● **TASK INSTRUCTIONS**
Write the data out again, character for character, with no images.

● **SUPPLIED DATA**
========================

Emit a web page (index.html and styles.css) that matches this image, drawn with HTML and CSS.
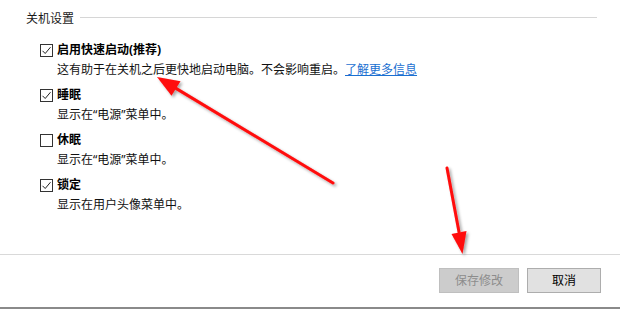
FILE: index.html
```html
<!DOCTYPE html>
<html lang="zh-CN">
<head>
<meta charset="utf-8">
<title>关机设置</title>
<link rel="stylesheet" href="styles.css">
</head>
<body>
<div class="page">
  <div class="content">
    <div class="group-title">
      <span class="title-text">关机设置</span>
      <span class="title-line"></span>
    </div>
    <div class="options">
      <div class="option">
        <div class="label-row">
          <span class="checkbox"><svg viewBox="0 0 13 13" width="13" height="13"><path d="M2.5 6.8 L5.2 9.5 L10.5 3.2" fill="none" stroke="#222" stroke-width="1"/></svg></span>
          <span class="label">启用快速启动(推荐)</span>
        </div>
        <div class="desc">这有助于在关机之后更快地启动电脑。不会影响重启。<a class="link" href="#">了解更多信息</a></div>
      </div>
      <div class="option">
        <div class="label-row">
          <span class="checkbox"><svg viewBox="0 0 13 13" width="13" height="13"><path d="M2.5 6.8 L5.2 9.5 L10.5 3.2" fill="none" stroke="#222" stroke-width="1"/></svg></span>
          <span class="label">睡眠</span>
        </div>
        <div class="desc">显示在“电源”菜单中。</div>
      </div>
      <div class="option">
        <div class="label-row">
          <span class="checkbox"></span>
          <span class="label">休眠</span>
        </div>
        <div class="desc">显示在“电源”菜单中。</div>
      </div>
      <div class="option">
        <div class="label-row">
          <span class="checkbox"><svg viewBox="0 0 13 13" width="13" height="13"><path d="M2.5 6.8 L5.2 9.5 L10.5 3.2" fill="none" stroke="#222" stroke-width="1"/></svg></span>
          <span class="label">锁定</span>
        </div>
        <div class="desc">显示在用户头像菜单中。</div>
      </div>
    </div>
  </div>
  <div class="footer">
    <button class="btn btn-disabled" disabled>保存修改</button>
    <button class="btn btn-cancel">取消</button>
  </div>
  <svg class="arrows" viewBox="0 0 620 309" width="620" height="309">
    <defs>
      <filter id="sh" x="-20%" y="-20%" width="140%" height="140%">
        <feDropShadow dx="2" dy="2" stdDeviation="1.5" flood-color="#000" flood-opacity="0.35"/>
      </filter>
    </defs>
    <g filter="url(#sh)" fill="#ff0a0a" stroke="#ff0a0a">
      <line x1="333" y1="183" x2="176" y2="88.4" stroke-width="3" stroke-linecap="round"/>
      <polygon points="157,77 180.5,81.2 171.5,95.8" stroke="none"/>
      <line x1="447" y1="168" x2="459" y2="232" stroke-width="3" stroke-linecap="round"/>
      <polygon points="462.5,254 466.5,231 451.5,234" stroke="none"/>
    </g>
  </svg>
</div>
</body>
</html>
```
FILE: styles.css
```css
* { box-sizing: border-box; }
html, body {
  margin: 0;
  padding: 0;
  background: #ffffff;
}
body {
  font-family: "Noto Sans", "Noto Sans CJK SC", sans-serif;
  font-size: 12px;
  color: #111;
}
.page {
  position: relative;
  width: 620px;
  height: 309px;
  overflow: hidden;
  display: flex;
  flex-direction: column;
  background: #fff;
}
.content {
  flex: 0 0 254px;
  padding: 9px 23px 0 26px;
}
.group-title {
  display: flex;
  align-items: center;
  height: 20px;
}
.title-text {
  line-height: 20px;
  color: #1a1a1a;
}
.title-line {
  flex: 1;
  height: 1px;
  background: #d6d6d6;
  margin-left: 6px;
  margin-top: -4px;
}
.options {
  margin-top: 11px;
  padding-left: 14px;
  display: flex;
  flex-direction: column;
  gap: 5px;
}
.option {
  display: flex;
  flex-direction: column;
}
.label-row {
  display: flex;
  align-items: center;
  height: 20px;
}
.checkbox {
  width: 13px;
  height: 13px;
  border: 1px solid #333;
  background: #fff;
  margin-right: 4px;
  position: relative;
  flex: 0 0 13px;
}
.checkbox svg {
  position: absolute;
  left: -1px;
  top: -1px;
}
.label {
  font-weight: bold;
  line-height: 20px;
  color: #000;
}
.desc {
  line-height: 20px;
  padding-left: 17px;
  color: #111;
}
.link {
  color: #1a6fd1;
  text-decoration: underline;
}
.footer {
  flex: 1;
  border-top: 1px solid #d9d9d9;
  border-bottom: 2px solid #8a8a8a;
  display: flex;
  justify-content: flex-end;
  align-items: flex-start;
  padding: 13px 19px 0 0;
  gap: 8px;
}
.btn {
  height: 25px;
  font-family: "Noto Sans", "Noto Sans CJK SC", sans-serif;
  font-size: 12px;
  line-height: 20px;
  padding: 0;
}
.btn-disabled {
  width: 80px;
  background: #cccccc;
  border: 1px solid #bfbfbf;
  color: #8c8c8c;
}
.btn-cancel {
  width: 74px;
  background: #e1e1e1;
  border: 1px solid #adadad;
  color: #000;
}
.arrows {
  position: absolute;
  left: 0;
  top: 0;
  pointer-events: none;
}
```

========================

● **ANSWER TO THE EXERCISE**
Emit a web page (index.html and styles.css) that matches this image, drawn with HTML and CSS.
FILE: index.html
```html
<!DOCTYPE html>
<html lang="zh-CN">
<head>
<meta charset="utf-8">
<title>关机设置</title>
<link rel="stylesheet" href="styles.css">
</head>
<body>
<div class="page">
  <div class="content">
    <div class="group-title">
      <span class="title-text">关机设置</span>
      <span class="title-line"></span>
    </div>
    <div class="options">
      <div class="option">
        <div class="label-row">
          <span class="checkbox"><svg viewBox="0 0 13 13" width="13" height="13"><path d="M2.5 6.8 L5.2 9.5 L10.5 3.2" fill="none" stroke="#222" stroke-width="1"/></svg></span>
          <span class="label">启用快速启动(推荐)</span>
        </div>
        <div class="desc">这有助于在关机之后更快地启动电脑。不会影响重启。<a class="link" href="#">了解更多信息</a></div>
      </div>
      <div class="option">
        <div class="label-row">
          <span class="checkbox"><svg viewBox="0 0 13 13" width="13" height="13"><path d="M2.5 6.8 L5.2 9.5 L10.5 3.2" fill="none" stroke="#222" stroke-width="1"/></svg></span>
          <span class="label">睡眠</span>
        </div>
        <div class="desc">显示在“电源”菜单中。</div>
      </div>
      <div class="option">
        <div class="label-row">
          <span class="checkbox"></span>
          <span class="label">休眠</span>
        </div>
        <div class="desc">显示在“电源”菜单中。</div>
      </div>
      <div class="option">
        <div class="label-row">
          <span class="checkbox"><svg viewBox="0 0 13 13" width="13" height="13"><path d="M2.5 6.8 L5.2 9.5 L10.5 3.2" fill="none" stroke="#222" stroke-width="1"/></svg></span>
          <span class="label">锁定</span>
        </div>
        <div class="desc">显示在用户头像菜单中。</div>
      </div>
    </div>
  </div>
  <div class="footer">
    <button class="btn btn-disabled" disabled>保存修改</button>
    <button class="btn btn-cancel">取消</button>
  </div>
  <svg class="arrows" viewBox="0 0 620 309" width="620" height="309">
    <defs>
      <filter id="sh" x="-20%" y="-20%" width="140%" height="140%">
        <feDropShadow dx="2" dy="2" stdDeviation="1.5" flood-color="#000" flood-opacity="0.35"/>
      </filter>
    </defs>
    <g filter="url(#sh)" fill="#ff0a0a" stroke="#ff0a0a">
      <line x1="333" y1="183" x2="176" y2="88.4" stroke-width="3" stroke-linecap="round"/>
      <polygon points="157,77 180.5,81.2 171.5,95.8" stroke="none"/>
      <line x1="447" y1="168" x2="459" y2="232" stroke-width="3" stroke-linecap="round"/>
      <polygon points="462.5,254 466.5,231 451.5,234" stroke="none"/>
    </g>
  </svg>
</div>
</body>
</html>
```
FILE: styles.css
```css
* { box-sizing: border-box; }
html, body {
  margin: 0;
  padding: 0;
  background: #ffffff;
}
body {
  font-family: "Noto Sans", "Noto Sans CJK SC", sans-serif;
  font-size: 12px;
  color: #111;
}
.page {
  position: relative;
  width: 620px;
  height: 309px;
  overflow: hidden;
  display: flex;
  flex-direction: column;
  background: #fff;
}
.content {
  flex: 0 0 254px;
  padding: 9px 23px 0 26px;
}
.group-title {
  display: flex;
  align-items: center;
  height: 20px;
}
.title-text {
  line-height: 20px;
  color: #1a1a1a;
}
.title-line {
  flex: 1;
  height: 1px;
  background: #d6d6d6;
  margin-left: 6px;
  margin-top: -4px;
}
.options {
  margin-top: 11px;
  padding-left: 14px;
  display: flex;
  flex-direction: column;
  gap: 5px;
}
.option {
  display: flex;
  flex-direction: column;
}
.label-row {
  display: flex;
  align-items: center;
  height: 20px;
}
.checkbox {
  width: 13px;
  height: 13px;
  border: 1px solid #333;
  background: #fff;
  margin-right: 4px;
  position: relative;
  flex: 0 0 13px;
}
.checkbox svg {
  position: absolute;
  left: -1px;
  top: -1px;
}
.label {
  font-weight: bold;
  line-height: 20px;
  color: #000;
}
.desc {
  line-height: 20px;
  padding-left: 17px;
  color: #111;
}
.link {
  color: #1a6fd1;
  text-decoration: underline;
}
.footer {
  flex: 1;
  border-top: 1px solid #d9d9d9;
  border-bottom: 2px solid #8a8a8a;
  display: flex;
  justify-content: flex-end;
  align-items: flex-start;
  padding: 13px 19px 0 0;
  gap: 8px;
}
.btn {
  height: 25px;
  font-family: "Noto Sans", "Noto Sans CJK SC", sans-serif;
  font-size: 12px;
  line-height: 20px;
  padding: 0;
}
.btn-disabled {
  width: 80px;
  background: #cccccc;
  border: 1px solid #bfbfbf;
  color: #8c8c8c;
}
.btn-cancel {
  width: 74px;
  background: #e1e1e1;
  border: 1px solid #adadad;
  color: #000;
}
.arrows {
  position: absolute;
  left: 0;
  top: 0;
  pointer-events: none;
}
```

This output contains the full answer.